Inzwischen melden sich immer mehr betroffene Schüler und Eltern beim Tagesspiegel. Franz Betz (Name geändert) beispielsweise erkennt seine Tochter derzeit kaum wieder. „Noch nie habe ich sie so niedergeschlagen und fertig gesehen“, sagt Betz. Nachdem seine 15-jährige Tochter in ihrer alten Schule in Spandau notenmäßig abgerutscht war, wollte sie auf einer Privatschule einen neuen Anfang wagen. Doch die Einträge auf Isharegossip machten ihr einen bitteren Strich durch die Rechnung. „Sie ist voll hässlich. Ich hasse sie. Ich will nicht, dass sie auf unsere Schule kommt. Einfach nur ekelhaft.“ Zwei Tage später machte die Privatschule einen Rückzieher und nahm ihre Zusage wieder zurück. Als Grund wurden laut Betz „zu drastische Einträge im Internet genannt“. Mehr habe die Schulleitung nicht sagen wollen.

Ein Klassenkamerad habe seine arglose 15-jährige Tochter auf die Einträge auf der Mobbingseite aufmerksam gemacht. „Das sind Gleichaltrige, die sie kennen und nicht mögen, aber über ihre Zukunftspläne wissen und sie fertig machen wollten.“ Täglich kämen derzeit neue Einträge auf der Mobbingseite hinzu – inzwischen sind es 67. „Ich schaue sie mir inzwischen gar nicht mehr an“, sagt Betz. Er suche jetzt nach Eltern, die sich zusammenschließen wollen, weil er glaubt, dass das erst der Anfang einer schlimmen Mobbingwelle sei. Er fürchtet um die Zukunft der betroffenen Kinder. „Das Schlimmste ist, dass bei Google die Mobbingseite gleich auf Platz drei der Trefferliste unter ihrem Namen zu finden ist.“

Das Internet vergisst nicht. Das ist ein Grund dafür, warum Cybermobbing so viel folgenschwerer als die klassische Form des Mobbings ist, sagt Michael Retzlaff, Referatsleiter für Medienbildung am Landesinstitut für Schule und Medien (Lisum) Berlin-Brandenburg. Eingriffe ins Privatleben seien rund um die Uhr möglich, das Publikum unüberschaubar groß, die Täter könnten anonym agieren, die Inhalte verbreiteten sich extrem schnell weltweit und es gebe keinen Rückzugsraum für die Opfer. Isharegossip stellt dabei eine ganz, neue Dimension des Mobbings im Internet dar. Die garantierte Anonymität, die die Hemmschwelle der Täter noch mehr absinken lässt, und der gezielte Aufruf zur Diffamierungen bündelt auf einer Plattform das Bedürfnis, sich negativ bis menschenverachtend über andere Jugendliche auszulassen. Die Gehässigkeit kennt auf dieser Seite ohne Moralkodex keine Grenzen.
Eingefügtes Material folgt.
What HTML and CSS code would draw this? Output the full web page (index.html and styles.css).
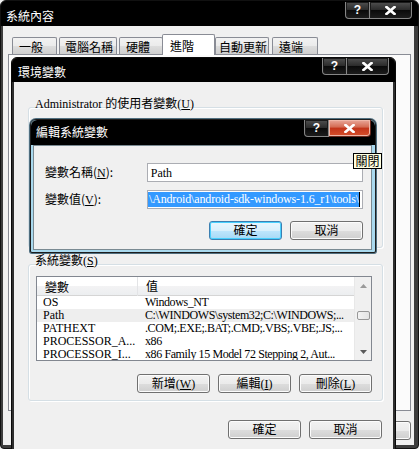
FILE: index.html
```html
<!DOCTYPE html>
<html>
<head>
<meta charset="utf-8">
<title>環境變數</title>
<link rel="stylesheet" href="styles.css">
</head>
<body>
<div class="win outer">
  <div class="tbar otbar">
    <span class="ttl">系統內容</span>
    <div class="tbtns"><span class="tb help">?</span><span class="tb close"><svg width="11" height="9" viewBox="0 0 11 9"><path d="M1.5 1 L9.5 8 M9.5 1 L1.5 8" stroke="#fff" stroke-width="2.6" stroke-linecap="square"/></svg></span></div>
  </div>
  <div class="obody">
    <div class="tabs">
      <span class="tab">一般</span><span class="tab">電腦名稱</span><span class="tab">硬體</span><span class="tab sel">進階</span><span class="tab">自動更新</span><span class="tab">遠端</span>
    </div>
    <div class="panel"></div>
    <div class="btnrow obtns"><span class="btn" aria-label="確定"></span><span class="btn" aria-label="取消"></span><span class="btn" aria-label="套用"></span></div>
  </div>
</div>

<div class="win env">
  <div class="tbar etbar">
    <span class="ttl">環境變數</span>
    <div class="tbtns"><span class="tb help">?</span><span class="tb close"><svg width="11" height="9" viewBox="0 0 11 9"><path d="M1.5 1 L9.5 8 M9.5 1 L1.5 8" stroke="#fff" stroke-width="2.6" stroke-linecap="square"/></svg></span></div>
  </div>
  <div class="ebody">
    <div class="glabel">Administrator 的使用者變數(<u>U</u>)</div>
    <div class="group g1"></div>
    <div class="glabel">系統變數(<u>S</u>)</div>
    <div class="group g2">
      <div class="list">
        <div class="lmain">
          <div class="lhead"><span class="c1">變數</span><span class="c2">值</span></div>
          <div class="row"><span class="c1">OS</span><span class="c2">Windows_NT</span></div>
          <div class="row cur"><span class="c1">Path</span><span class="c2">C:\WINDOWS\system32;C:\WINDOWS;...</span></div>
          <div class="row"><span class="c1">PATHEXT</span><span class="c2">.COM;.EXE;.BAT;.CMD;.VBS;.VBE;.JS;...</span></div>
          <div class="row"><span class="c1">PROCESSOR_A...</span><span class="c2">x86</span></div>
          <div class="row"><span class="c1">PROCESSOR_I...</span><span class="c2">x86 Family 15 Model 72 Stepping 2, Aut...</span></div>
        </div>
        <div class="vscroll">
          <span class="arr"><svg width="7" height="4" viewBox="0 0 7 4"><path d="M0 4 L3.5 0 L7 4 Z" fill="#9a9a9a"/></svg></span>
          <span class="track"><span class="thumb"></span></span>
          <span class="arr"><svg width="7" height="4" viewBox="0 0 7 4"><path d="M0 0 L3.5 4 L7 0 Z" fill="#5a5a5a"/></svg></span>
        </div>
      </div>
      <div class="btnrow lbtns"><span class="btn">新增(<u>W</u>)</span><span class="btn">編輯(<u>I</u>)</span><span class="btn">刪除(<u>L</u>)</span></div>
    </div>
    <div class="btnrow ebtns"><span class="btn">確定</span><span class="btn">取消</span></div>
  </div>
</div>

<div class="win edit">
  <div class="tbar dtbar">
    <span class="ttl">編輯系統變數</span>
    <div class="tbtns"><span class="tb help">?</span><span class="tb close red"><svg width="11" height="9" viewBox="0 0 11 9"><path d="M1.5 1 L9.5 8 M9.5 1 L1.5 8" stroke="#fff" stroke-width="2.6" stroke-linecap="square"/></svg></span></div>
  </div>
  <div class="dbody">
    <div class="frow"><span class="flabel">變數名稱(<u>N</u>):</span><span class="field">Path</span></div>
    <div class="frow"><span class="flabel">變數值(<u>V</u>):</span><span class="field selfield"><span class="hl">\Android\android-sdk-windows-1.6_r1\tools\</span><span class="caret"></span></span></div>
    <div class="btnrow dbtns"><span class="btn focus">確定</span><span class="btn">取消</span></div>
  </div>
</div>

<div class="tip">關閉</div>
</body>
</html>
```
FILE: styles.css
```css
* { box-sizing: border-box; margin: 0; padding: 0; }
html, body { width: 419px; height: 449px; overflow: hidden; }
body {
  position: relative;
  background: #f0f0f0;
  font: 12px/14px "Liberation Serif", "Noto Sans CJK TC", serif;
  color: #000;
}
u { text-decoration: underline; }

/* generic window */
.win { position: absolute; display: flex; flex-direction: column; }
.tbar {
  display: flex; justify-content: space-between; align-items: flex-start;
  background: #000; color: #fff; flex: none;
}
.ttl { font-family: "Noto Sans CJK TC", sans-serif; font-size: 12px; line-height: 14px; color: #fff; }
.tbtns { display: flex; }
.tb {
  height: 17px; display: flex; align-items: center; justify-content: center;
  color: #fff; font: bold 12px/1 "Liberation Sans", sans-serif;
  border: 1px solid #868686; border-top: 0;
  background: linear-gradient(#505050, #2a2a2a 50%, #0a0a0a 51%, #1c1c1c);
  box-shadow: inset 0 0 0 1px #1a1a1a;
}
.tb.help { width: 25px; border-radius: 0 0 0 4px; }
.tb.close { width: 42px; border-left: 0; border-radius: 0 0 4px 0; }
.tb.red {
  background: linear-gradient(#e9a89a, #d46a52 45%, #c2341a 50%, #d7502b);
  border-color: #6d2a1e;
  box-shadow: inset 0 0 0 1px #f0b7a8;
}

/* buttons */
.btnrow { display: flex; justify-content: flex-end; gap: 8px; }
.btn {
  width: 73px; height: 19px; display: flex; align-items: center; justify-content: center;
  border: 1px solid #707070; border-radius: 3px;
  background: linear-gradient(#f2f2f2, #ebebeb 50%, #dddddd 51%, #cfcfcf);
  box-shadow: inset 0 0 0 1px #fcfcfc;
  font-size: 12px; line-height: 14px;
}
.btn.focus {
  border-color: #3c7fb1;
  box-shadow: inset 0 0 0 1px #48d0fe;
  background: linear-gradient(#eaf6fd, #d9f0fc 50%, #bee6fd 51%, #a7d9f5);
}

/* outer window */
.outer {
  left: 0; top: 0; width: 419px; height: 449px;
  background: #3d3d3d; border: 1px solid #111; border-radius: 6px 6px 4px 4px;
  overflow: hidden;
}
.otbar { height: 25px; padding-left: 5px; padding-right: 6px; }
.otbar .ttl { margin-top: 8px; }
.otbar .tbtns { margin-top: 1px; }
.obody {
  flex: 1; margin: 0 4px 3px 2px; background: #f0f0f0;
  display: flex; flex-direction: column;
}
.tabs { display: flex; align-items: flex-end; height: 21px; margin-top: 7px; padding-left: 9px; position: relative; z-index: 1; }
.tab {
  height: 17px; padding: 2px 0 0 6px; margin-right: 2px;
  border: 1px solid #898c95; border-bottom: 0; border-radius: 2px 2px 0 0;
  background: linear-gradient(#f2f2f2, #ebebeb 50%, #dddddd 51%, #cfcfcf);
  font-family: "Noto Sans CJK TC", sans-serif; line-height: 14px; white-space: nowrap;
}
.tab:nth-child(1) { width: 45px; }
.tab:nth-child(2) { width: 58px; padding-left: 5px; }
.tab:nth-child(3) { width: 44px; margin-right: 0; }
.tab.sel { width: 53px; height: 21px; padding: 4px 0 0 7px; margin: 0 0 -1px -1px; background: #fff; border-color: #898c95; }
.tab:nth-child(5) { width: 54px; margin-left: 0; padding-left: 3px; }
.tab:nth-child(6) { width: 46px; margin-left: 1px; }
.panel { height: 357px; margin: 0 3px 0 5px; border: 1px solid #898c95; background: #fbfbfb; flex: none; }
.obtns { margin: 10px 3px 0 0; }

/* environment window */
.env {
  left: 11px; top: 57px; width: 385px; height: 400px;
  background: #2e2e2e; border: 1px solid #0a0a0a; border-radius: 6px 6px 0 0;
}
.etbar { height: 24px; padding-left: 6px; padding-right: 6px; border-radius: 6px 6px 0 0; }
.etbar .ttl { margin-top: 7px; }
.ebody {
  flex: 1; margin: 0 2px; background: #f0f0f0;
  padding: 15px 10px 0 14px;
  display: flex; flex-direction: column;
}
.glabel { height: 14px; line-height: 14px; padding-left: 7px; position: relative; z-index: 1; }
.group {
  border: 1px solid #d5dfe5; border-radius: 3px;
  box-shadow: inset 1px 1px 0 #fff, 1px 1px 0 #fff;
  margin-top: -4px;
}
.g1 { height: 141px; margin-bottom: 6px; }
.g2 { height: 137px; padding: 11px 10px 0 7px; }

.list {
  height: 85px; border: 1px solid #828790; background: #fff;
  display: flex;
}
.lmain { flex: 1; overflow: hidden; }
.lhead {
  display: flex; height: 19px; align-items: center;
  background: linear-gradient(#fff 50%, #f3f3f4 51%, #eceef0);
  border-bottom: 1px solid #d5d5d5;
  font-family: "Noto Sans CJK TC", sans-serif;
}
.lhead .c1 { width: 101px; padding-left: 8px; border-right: 1px solid #e3e4e6; height: 19px; line-height: 19px; }
.lhead .c2 { padding-left: 8px; }
.row { display: flex; height: 13px; line-height: 13px; white-space: nowrap; }
.row.cur { background: #eeeeee; }
.row .c1 { width: 101px; padding-left: 6px; overflow: hidden; }
.row .c2 { flex: 1; min-width: 0; padding-left: 7px; overflow: hidden; letter-spacing: -0.4px; }

.vscroll {
  width: 17px; flex: none; display: flex; flex-direction: column;
  background: #f0f0f0; border-left: 1px solid #e8e8e8;
}
.arr { height: 17px; display: flex; align-items: center; justify-content: center; }
.track { flex: 1; position: relative; display: flex; flex-direction: column; }
.thumb {
  margin: 17px 1px 0 2px; height: 9px;
  border: 1px solid #979797; border-radius: 2px;
  background: linear-gradient(90deg, #f3f3f3, #e4e4e4);
}

.lbtns { margin-top: 13px; }
.ebtns { margin-top: 19px; margin-right: 1px; }

/* edit dialog */
.edit {
  left: 30px; top: 119px; width: 346px; height: 134px;
  background: #a9d9ee; border: 1px solid #1d1d1d; border-radius: 6px 6px 2px 2px;
  box-shadow: 0 0 0 1px #506f80;
}
.dtbar { height: 25px; padding-left: 5px; padding-right: 4px; border-radius: 6px 6px 0 0; }
.dtbar .ttl { margin-top: 5px; }
.dbody {
  flex: 1; margin: 0 3px 2px 2px; background: #f0f0f0;
  border: 1px solid #7a8a92;
  padding: 17px 8px 0 11px;
  display: flex; flex-direction: column; gap: 8px;
}
.frow { display: flex; align-items: center; }
.flabel { width: 103px; font-family: "Noto Sans CJK TC", sans-serif; }
.flabel u { font-family: "Liberation Serif", serif; }
.field {
  width: 219px; height: 19px; border: 1px solid #abadb3; background: #fff;
  padding: 2px 0 0 3px; white-space: nowrap; overflow: hidden;
}
.selfield { display: flex; justify-content: flex-end; padding: 1px 2px 1px 1px; }
.hl { background: #3399ff; color: #fff; line-height: 15px; height: 15px; flex: none; letter-spacing: -0.15px; padding-left: 1px; }
.caret { width: 1px; height: 15px; background: #000; flex: none; }
.dbtns { margin-top: 4px; }

/* tooltip */
.tip {
  position: absolute; left: 353px; top: 153px; width: 29px; height: 16px;
  background: #ffffe1; border: 1px solid #000;
  font-family: "Noto Sans CJK TC", sans-serif; line-height: 14px; text-align: center;
}
```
Die Polizei hat keine Chance, die Urheber strafbarer Kommentare zu belangen. Angemeldet ist Isharegossip über eine Firma in den USA, die ihren Kunden absolute Anonymität verspricht. Auf Isharegossip selbst wird wiederum als Verantwortlicher eine fiktive Person in Litauen genannt, der Server über den die Seite läuft, steht hingegen in Schweden. Der tatsächliche Betreiber sitzt in Deutschland. Er verspricht den Usern, dass die Nutzung absolut anonym sei. „Wenn du etwas postest oder einen Kommentar schreibst, so werden keinerlei Daten gespeichert, die einen Rückschluss auf deine Identität zulassen.“ Er behauptet, dass die IP-Adresse, über die ein Nutzer normalerweise zurückverfolgt werden kann, bei Isharegossip nicht gespeichert wird. So könnte die Polizei, selbst wenn sie den Server ausfindig machen sollte, nicht die Urheber strafbarer Kommentare identifizieren. „Das ist technisch durchaus möglich“, bestätigt Internetexperte Felix Juraschek von der Freien Universität. Ein technisch versierter Betreiber könne eine Webseite tatsächlich so einrichten, dass die IP der Besucher auf dem Webserver nicht gespeichert wird. Laut der Generalstaatsanwaltschaft Hessen liegen inzwischen mehr als 50 Anzeigen gegen die Seite vor. Seit Januar läuft dort ein Ermittlungsverfahren.